··· Entries supplied

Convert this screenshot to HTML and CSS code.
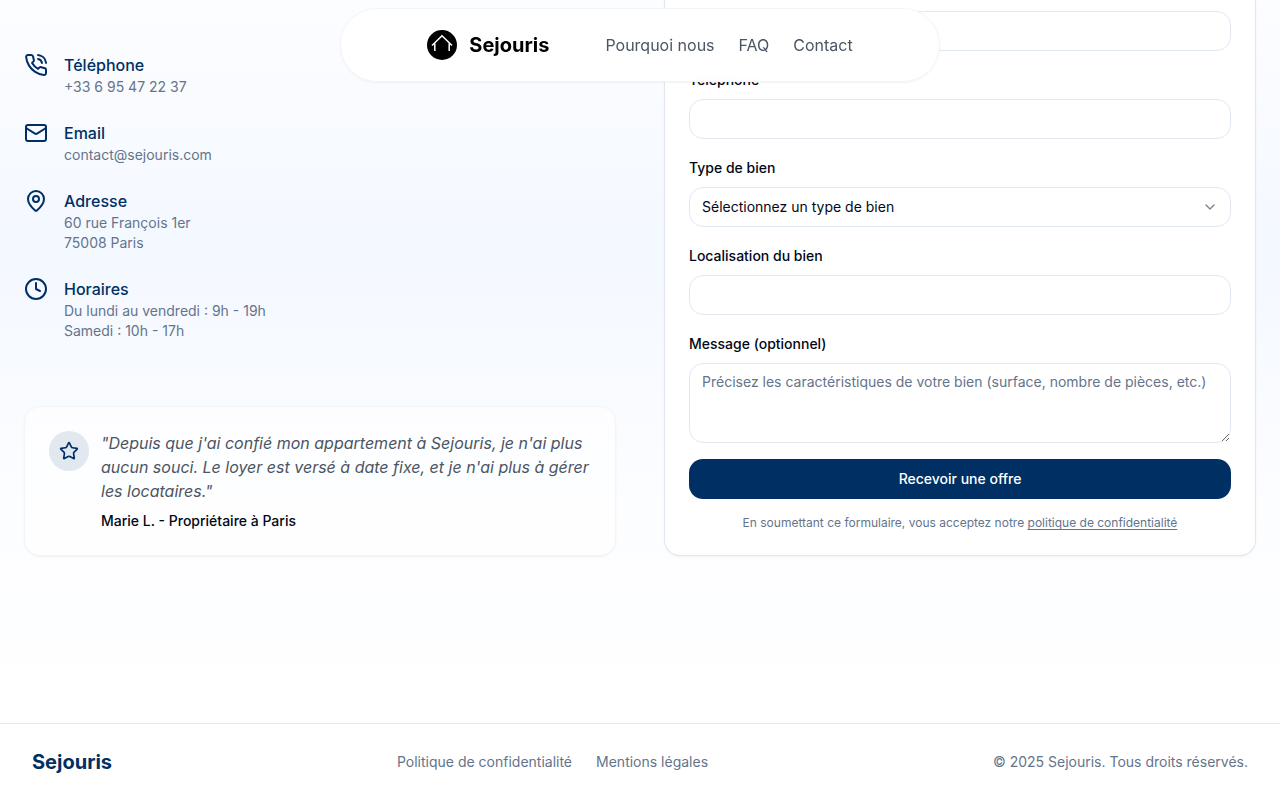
FILE: index.html
```html
<!DOCTYPE html>
<html lang="fr">
<head>
<meta charset="utf-8">
<meta name="viewport" content="width=device-width, initial-scale=1">
<title>Sejouris</title>
<link rel="stylesheet" href="styles.css">
</head>
<body>
<header class="navbar">
  <a class="brand" href="#">
    <svg class="brand-logo" viewBox="0 0 30 30" aria-hidden="true">
      <circle cx="15" cy="15" r="15" fill="#000"/>
      <path d="M5 15.500 15 5.800l10 9.700M7.800 13.500V21M22.200 13.500V21" fill="none" stroke="#fff" stroke-width="1.500"/>
    </svg>
    <span>Sejouris</span>
  </a>
  <nav class="nav-links">
    <a href="#">Pourquoi nous</a>
    <a href="#">FAQ</a>
    <a href="#">Contact</a>
  </nav>
</header>

<main class="contact">
  <div class="info">
    <ul class="details">
      <li class="detail">
        <svg class="icon" viewBox="0 0 24 24" aria-hidden="true"><path d="M22 16.920v3a2 2 0 0 1-2.180 2 19.790 19.790 0 0 1-8.630-3.070 19.500 19.500 0 0 1-6-6 19.790 19.790 0 0 1-3.070-8.670A2 2 0 0 1 4.110 2h3a2 2 0 0 1 2 1.720 12.840 12.840 0 0 0 .7 2.810 2 2 0 0 1-.45 2.110L8.090 9.910a16 16 0 0 0 6 6l1.270-1.270a2 2 0 0 1 2.110-.45 12.840 12.840 0 0 0 2.810.7A2 2 0 0 1 22 16.920z"/><path d="M14.050 2a9 9 0 0 1 8 7.940"/><path d="M14.050 6A5 5 0 0 1 18 10"/></svg>
        <div><h3>Téléphone</h3><p>+33 6 95 47 22 37</p></div>
      </li>
      <li class="detail">
        <svg class="icon" viewBox="0 0 24 24" aria-hidden="true"><rect width="20" height="16" x="2" y="4" rx="2"/><path d="m22 7-8.970 5.700a1.940 1.940 0 0 1-2.060 0L2 7"/></svg>
        <div><h3>Email</h3><p>contact@sejouris.com</p></div>
      </li>
      <li class="detail">
        <svg class="icon" viewBox="0 0 24 24" aria-hidden="true"><path d="M20 10c0 4.993-5.539 10.193-7.399 11.799a1 1 0 0 1-1.202 0C9.539 20.193 4 14.993 4 10a8 8 0 0 1 16 0"/><circle cx="12" cy="10" r="3"/></svg>
        <div><h3>Adresse</h3><p>60 rue François 1er<br>75008 Paris</p></div>
      </li>
      <li class="detail">
        <svg class="icon" viewBox="0 0 24 24" aria-hidden="true"><circle cx="12" cy="12" r="10"/><path d="M12 6v6l4 2"/></svg>
        <div><h3>Horaires</h3><p>Du lundi au vendredi : 9h - 19h<br>Samedi : 10h - 17h</p></div>
      </li>
    </ul>
    <figure class="quote">
      <span class="quote-badge">
        <svg class="star" viewBox="0 0 24 24" aria-hidden="true"><path d="M11.525 2.295a.53.53 0 0 1 .95 0l2.310 4.679a2.123 2.123 0 0 0 1.595 1.160l5.166.756a.53.53 0 0 1 .294.904l-3.736 3.638a2.123 2.123 0 0 0-.611 1.878l.882 5.140a.53.53 0 0 1-.771.560l-4.618-2.428a2.122 2.122 0 0 0-1.973 0L6.396 21.010a.53.53 0 0 1-.770-.560l.881-5.139a2.122 2.122 0 0 0-.611-1.879L2.160 9.795a.53.53 0 0 1 .294-.906l5.165-.755a2.122 2.122 0 0 0 1.597-1.160z"/></svg>
      </span>
      <div>
        <blockquote>"Depuis que j'ai confié mon appartement à Sejouris, je n'ai plus aucun souci. Le loyer est versé à date fixe, et je n'ai plus à gérer les locataires."</blockquote>
        <figcaption>Marie L. - Propriétaire à Paris</figcaption>
      </div>
    </figure>
  </div>

  <form class="card">
    <div class="field">
      <input id="email" type="email" aria-label="Email">
    </div>
    <div class="field">
      <label for="phone">Téléphone</label>
      <input id="phone" type="tel">
    </div>
    <div class="field">
      <label for="kind">Type de bien</label>
      <div class="select-wrap">
        <select id="kind"><option>Sélectionnez un type de bien</option></select>
        <svg class="chevron" viewBox="0 0 24 24" aria-hidden="true"><path d="m6 9 6 6 6-6"/></svg>
      </div>
    </div>
    <div class="field">
      <label for="place">Localisation du bien</label>
      <input id="place" type="text">
    </div>
    <div class="field">
      <label for="message">Message (optionnel)</label>
      <textarea id="message" placeholder="Précisez les caractéristiques de votre bien (surface, nombre de pièces, etc.)"></textarea>
    </div>
    <button class="submit" type="submit">Recevoir une offre</button>
    <p class="consent">En soumettant ce formulaire, vous acceptez notre <a href="#">politique de confidentialité</a></p>
  </form>
</main>

<footer class="footer">
  <a class="footer-brand" href="#">Sejouris</a>
  <nav class="footer-links">
    <a href="#">Politique de confidentialité</a>
    <a href="#">Mentions légales</a>
  </nav>
  <p>© 2025 Sejouris. Tous droits réservés.</p>
</footer>
</body>
</html>
```

FILE: styles.css
```css
* {
  box-sizing: border-box;
  margin: 0;
  padding: 0;
}

body {
  min-height: 100vh;
  display: flex;
  flex-direction: column;
  font-family: Inter, "Liberation Sans", sans-serif;
  font-size: 14px;
  line-height: 20px;
  color: #020817;
  background: #fff;
}

a {
  color: inherit;
  text-decoration: none;
}

/* Floating navigation */
.navbar {
  position: fixed;
  z-index: 10;
  top: 8px;
  left: 50%;
  transform: translateX(-50%);
  width: 600px;
  max-width: calc(100% - 32px);
  height: 74px;
  display: flex;
  align-items: center;
  justify-content: center;
  gap: 56px;
  border: 1px solid #f3f4f6;
  border-radius: 37px;
  background: rgba(255, 255, 255, 0.98);
  backdrop-filter: blur(4px);
  box-shadow: 0 1px 2px rgba(0, 0, 0, 0.05);
}

.brand {
  display: flex;
  align-items: center;
  gap: 12px;
  font-size: 20px;
  line-height: 28px;
  font-weight: 700;
  color: #000;
}

.brand-logo {
  width: 30px;
  height: 30px;
}

.nav-links {
  display: flex;
  gap: 24px;
  font-size: 16px;
  line-height: 24px;
  color: #4b5563;
}

/* Contact section */
.contact {
  flex: 1;
  display: grid;
  grid-template-columns: 1fr 1fr;
  align-items: start;
  gap: 48px;
  padding: 0 24px 167px;
  background: linear-gradient(to bottom, #fcfdff 0, #f4f8ff 250px, #fcfdff 500px, #fff 100%);
}

.info {
  padding-top: 53px;
}

.details {
  display: grid;
  gap: 24px;
  list-style: none;
}

.detail {
  display: flex;
  gap: 16px;
}

.icon,
.star,
.chevron {
  flex: none;
  fill: none;
  stroke: currentColor;
  stroke-width: 2;
  stroke-linecap: round;
  stroke-linejoin: round;
}

.icon {
  width: 24px;
  height: 24px;
  color: #002f64;
}

.detail h3 {
  font-size: 16px;
  line-height: 24px;
  font-weight: 500;
  color: #002f64;
}

.detail p {
  color: #64748b;
}

.quote {
  display: flex;
  gap: 12px;
  margin-top: 65px;
  padding: 24px;
  border: 1px solid #f3f4f6;
  border-radius: 16px;
  background: rgba(255, 255, 255, 0.6);
  box-shadow: 0 1px 2px rgba(0, 0, 0, 0.05);
}

.quote-badge {
  flex: none;
  display: flex;
  align-items: center;
  justify-content: center;
  width: 40px;
  height: 40px;
  border-radius: 50%;
  background: #e2e8f0;
  color: #002f64;
}

.star {
  width: 20px;
  height: 20px;
}

.quote blockquote {
  font-size: 16px;
  line-height: 24px;
  font-style: italic;
  color: #4b5563;
}

.quote figcaption {
  margin-top: 8px;
  font-weight: 500;
}

/* Estimate form */
.card {
  display: grid;
  gap: 16px;
  padding: 11px 24px 24px;
  border: 1px solid #e2e8f0;
  border-top: 0;
  border-radius: 0 0 16px 16px;
  background: #fff;
  box-shadow: 0 1px 2px rgba(0, 0, 0, 0.05);
}

.field {
  display: grid;
  gap: 8px;
}

.field label {
  padding-top: 2px;
  line-height: 22px;
  font-weight: 500;
}

.field input,
.field select,
.field textarea {
  width: 100%;
  height: 40px;
  padding: 8px 12px;
  border: 1px solid #e2e8f0;
  border-radius: 14px;
  background: #fff;
  font: inherit;
  color: inherit;
}

.field select {
  appearance: none;
}

.field textarea {
  display: block;
  height: 80px;
  resize: vertical;
}

.field textarea::placeholder {
  color: #64748b;
}

.select-wrap {
  position: relative;
}

.chevron {
  position: absolute;
  top: 12px;
  right: 13px;
  width: 16px;
  height: 16px;
  opacity: 0.5;
  pointer-events: none;
}

.submit {
  height: 40px;
  border: 0;
  border-radius: 14px;
  background: #002f64;
  color: #fff;
  font: inherit;
  font-weight: 500;
}

.consent {
  font-size: 12px;
  line-height: 16px;
  text-align: center;
  color: #64748b;
}

.consent a {
  text-decoration: underline;
  text-underline-offset: 2px;
}

/* Footer */
.footer {
  display: flex;
  align-items: center;
  justify-content: space-between;
  padding: 24px 32px;
  border-top: 1px solid #e5e7eb;
  background: #fff;
  color: #64748b;
}

.footer-brand {
  font-size: 20px;
  line-height: 28px;
  font-weight: 700;
  color: #002f64;
}

.footer-links {
  display: flex;
  gap: 24px;
}
```
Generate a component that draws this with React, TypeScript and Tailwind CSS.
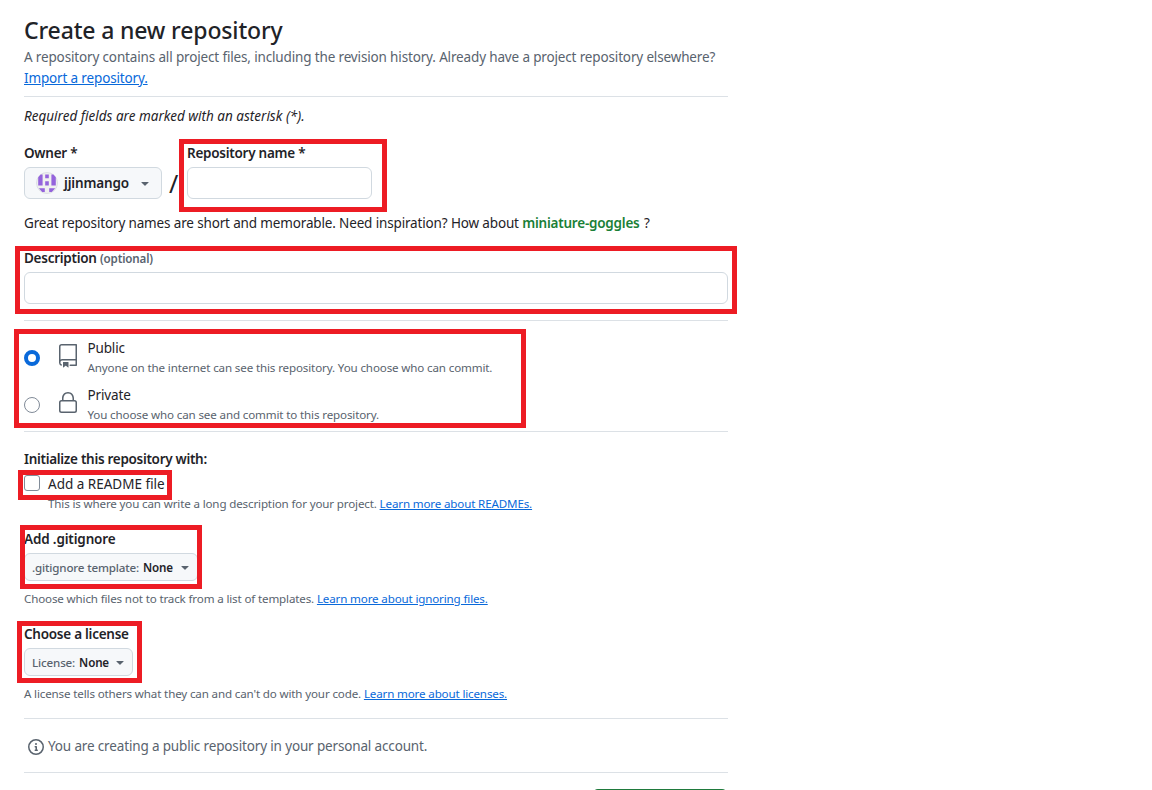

······

Direction - Find each line in the records holding the string "this" and show it.

Reply -
Convert this screenshot to HTML and CSS code.
Generate a component that draws this with React, TypeScript and Tailwind CSS.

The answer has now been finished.